Et la scission, insatisfaite, est interne, et pas du tout intérieure, l’intériorité relevant de la soudure, du recollage imaginé de notre « être », l’hontologie pour Lacan ; Sartre ou Lacan exposent notre être démembré au grand soleil réel ; de même que dieu, la pensée, le christique, le sujet exposent au-devant toutes les réalisations (et les sciences ou le droit ou la révolution exhibent l’organisation humaine, collective et puis individualisée) et en exigent le renouvellement.

Le surcroît de distinctions, de champs intentionnels, et donc le surcroît de réel. Le réel se déplie dans le rapport qu’est chaque je ; et implicitement, cela ne signifie pas que ce soit restrictif ; si le mouvement est le réel, on peut supposer une hyper-extension du mouvement comme structure et nommée Dimension, dont le champ intentionnel qui est le nôtre n’est qu’une ébauche, une variation, une possibilité, on ne sait ; c’est l’actualisation qui est recherchée absolument et partout, puisque c’est elle qui ex-siste, qui sort de soi afin d’accomplir encore plus de perfectionnement.

On tient donc l’actualisation (qui ne peut s’effectuer que d’un rapport, d’un être en rapport, qui n’est donc pas un « être ») pour la trame même du réel pur et brut ; le devenir est celui de la structure du réel qui se joue chaque fois, non au sens tellement de « il sera » ou de « il ne sera pas » (on a vu que le réel existe de fait et absolument, le néant existe et l’être génériquement existe, tout étant Possible),

mais au sens de « jusqu’où le rapport va-t-il avancer dans le perfectionnement de son Actualité » ?
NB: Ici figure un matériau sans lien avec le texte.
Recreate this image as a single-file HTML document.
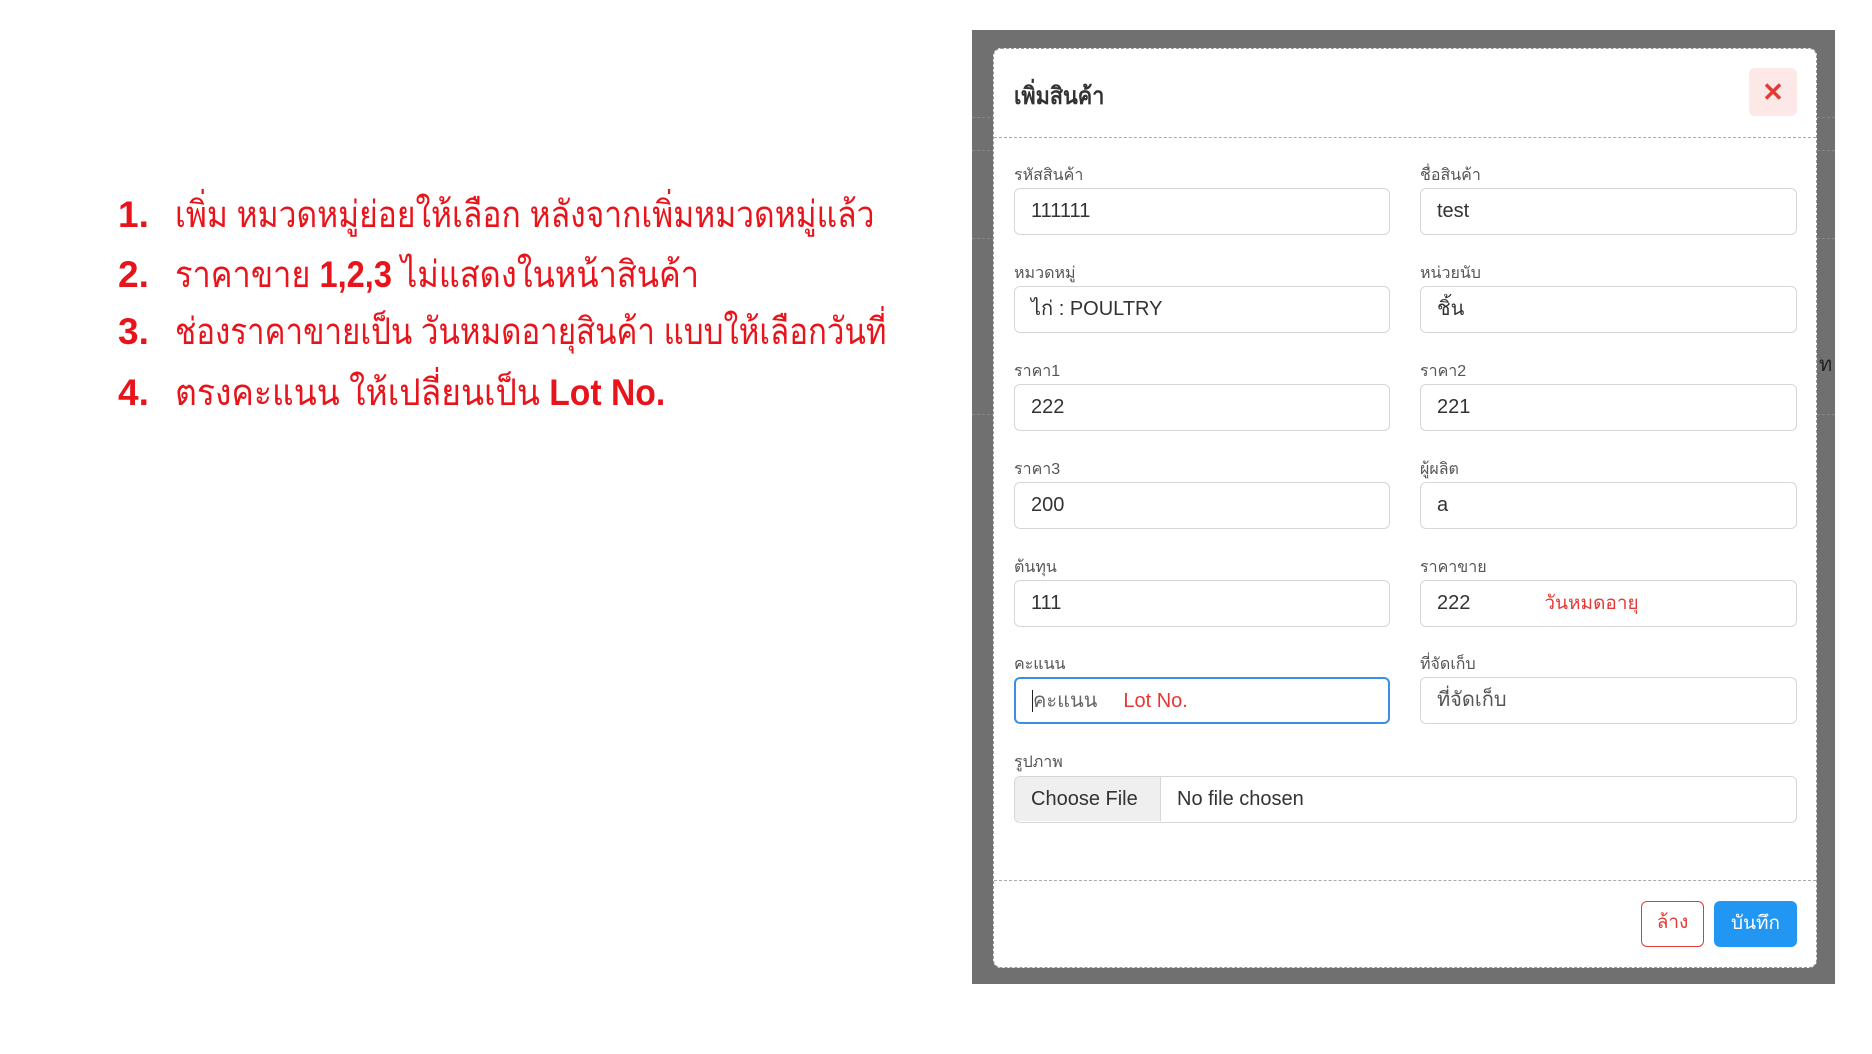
<!DOCTYPE html>
<html><head><meta charset="utf-8"><style>
body{margin:0;width:1872px;height:1054px;background:#fff;position:relative;overflow:hidden;font-family:"Liberation Sans","Noto Sans CJK SC",sans-serif;}
.ab{position:absolute}
.ln{position:absolute;left:118px;color:#e8141b;font-size:37px;white-space:nowrap}
.ln b{display:inline-block;width:57px;font-weight:bold}
.ln i{font-style:normal;display:inline-block;transform-origin:0 50%}
.gray{left:972px;top:30px;width:863px;height:954px;background:#707070}
.modal{left:993px;top:48px;width:824px;height:920px;background:#fff;border-radius:8px;border:1px dashed #999;box-sizing:border-box}
.lbl{position:absolute;font-size:16px;color:#555}
.inp{position:absolute;height:47px;border:1.5px solid #d6d6d6;border-radius:6px;box-sizing:border-box;font-size:20px;color:#333;padding-left:16px;line-height:44px;background:#fff}
</style></head><body>
<div class="ln" style="top:185px"><b>1.</b><i style="transform:scaleX(0.86)">เพิ่ม หมวดหมู่ย่อยให้เลือก หลังจากเพิ่มหมวดหมู่แล้ว</i></div>
<div class="ln" style="top:245px"><b>2.</b><i style="transform:scaleX(0.88)">ราคาขาย <span style="font-weight:bold">1,2,3</span> ไม่แสดงในหน้าสินค้า</i></div>
<div class="ln" style="top:302px"><b>3.</b><i style="transform:scaleX(0.845)">ช่องราคาขายเป็น วันหมดอายุสินค้า แบบให้เลือกวันที่</i></div>
<div class="ln" style="top:363px"><b>4.</b><i style="transform:scaleX(0.91)">ตรงคะแนน ให้เปลี่ยนเป็น <span style="font-weight:bold">Lot No.</span></i></div>

<div class="ab gray"></div>
<div class="ab" style="left:972px;top:117px;width:863px;border-top:1px dashed #888"></div>
<div class="ab" style="left:972px;top:150px;width:863px;border-top:1px dashed #888"></div>
<div class="ab" style="left:972px;top:238px;width:863px;border-top:1px dashed #888"></div>
<div class="ab" style="left:972px;top:414px;width:863px;border-top:1px dashed #888"></div>
<div class="ab" style="left:1819px;top:348px;color:#222;font-size:20px">ท</div>
<div class="ab modal"></div>
<div class="ab" style="left:1014px;top:76px;font-size:24px;color:#333;font-weight:bold;transform:scaleX(0.9);transform-origin:0 0">เพิ่มสินค้า</div>
<div class="ab" style="left:1749px;top:68px;width:48px;height:48px;background:#fde8e8;border-radius:6px;color:#e53935;font-size:26px;text-align:center;line-height:48px;font-weight:bold">✕</div>
<div class="ab" style="left:994px;top:137px;width:822px;border-top:1px dashed #aaa"></div>

<div class="lbl" style="left:1014px;top:163px">รหัสสินค้า</div><div class="inp" style="left:1014px;top:188px;width:376px">111111</div>
<div class="lbl" style="left:1420px;top:163px">ชื่อสินค้า</div><div class="inp" style="left:1420px;top:188px;width:377px">test</div>
<div class="lbl" style="left:1014px;top:261px">หมวดหมู่</div><div class="inp" style="left:1014px;top:286px;width:376px">ไก่ : POULTRY</div>
<div class="lbl" style="left:1420px;top:261px">หน่วยนับ</div><div class="inp" style="left:1420px;top:286px;width:377px">ชิ้น</div>
<div class="lbl" style="left:1014px;top:359px">ราคา1</div><div class="inp" style="left:1014px;top:384px;width:376px">222</div>
<div class="lbl" style="left:1420px;top:359px">ราคา2</div><div class="inp" style="left:1420px;top:384px;width:377px">221</div>
<div class="lbl" style="left:1014px;top:457px">ราคา3</div><div class="inp" style="left:1014px;top:482px;width:376px">200</div>
<div class="lbl" style="left:1420px;top:457px">ผู้ผลิต</div><div class="inp" style="left:1420px;top:482px;width:377px">a</div>
<div class="lbl" style="left:1014px;top:555px">ต้นทุน</div><div class="inp" style="left:1014px;top:580px;width:376px">111</div>
<div class="lbl" style="left:1420px;top:555px">ราคาขาย</div><div class="inp" style="left:1420px;top:580px;width:377px">222<span style="color:#e53935;font-size:19px;margin-left:74px">วันหมดอายุ</span></div>
<div class="lbl" style="left:1014px;top:652px">คะแนน</div><div class="inp" style="left:1014px;top:677px;width:376px;border:2px solid #3b8fe0;color:#666"><span style="border-left:1.5px solid #222">คะแนน</span><span style="color:#e53935;margin-left:26px">Lot No.</span></div>
<div class="lbl" style="left:1420px;top:652px">ที่จัดเก็บ</div><div class="inp" style="left:1420px;top:677px;width:377px;color:#555">ที่จัดเก็บ</div>
<div class="lbl" style="left:1014px;top:750px">รูปภาพ</div>
<div class="inp" style="left:1014px;top:776px;width:783px;padding:0;overflow:hidden"><span style="display:inline-block;width:146px;background:#efefef;border-right:1.5px solid #d6d6d6;padding-left:16px;box-sizing:border-box;height:44px">Choose File</span><span style="margin-left:16px">No file chosen</span></div>
<div class="ab" style="left:994px;top:880px;width:822px;border-top:1px dashed #aaa"></div>
<div class="ab" style="left:1641px;top:901px;width:63px;height:46px;border:1.5px solid #e53935;border-radius:6px;box-sizing:border-box;color:#e53935;font-size:19px;text-align:center;line-height:42px">ล้าง</div>
<div class="ab" style="left:1714px;top:901px;width:83px;height:46px;background:#2196f3;border-radius:6px;color:#fff;font-size:19px;text-align:center;line-height:45px">บันทึก</div>
</body></html>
Aussi propose-t-on non seulement que le réel est en jeu, mais qu’il re / viendra constamment sur sa Possibilité même. Il se renouvelle, s’est renouvelé, se renouvellera. La gradation n’est pas selon l’achèvement de la réalité (puisque l’achèvement de la réalité est la décomposition du composé) ou du déterminé (qui est de fait structurellement limité), ni selon la temporalité (le temps s’étire à n’en plus finir jusqu’à se dissoudre), mais la gradation existe en interne de l’actualité ; il existe, c’est l’hypothèse, une échelle dans le réel même, dans le réel en tant que présent et le présent en tant qu’actualisation ; le présent est, réellement et solidement, la colonne du réel en tant qu’il avance.

Ou si l’on veut, le présent est, en lui-même, complexe et peut-être infiniment complexe. L’unique Instant, qui s’est déplié, est cela même qui devient. Et il est donc possible d’étendre le laps du présent.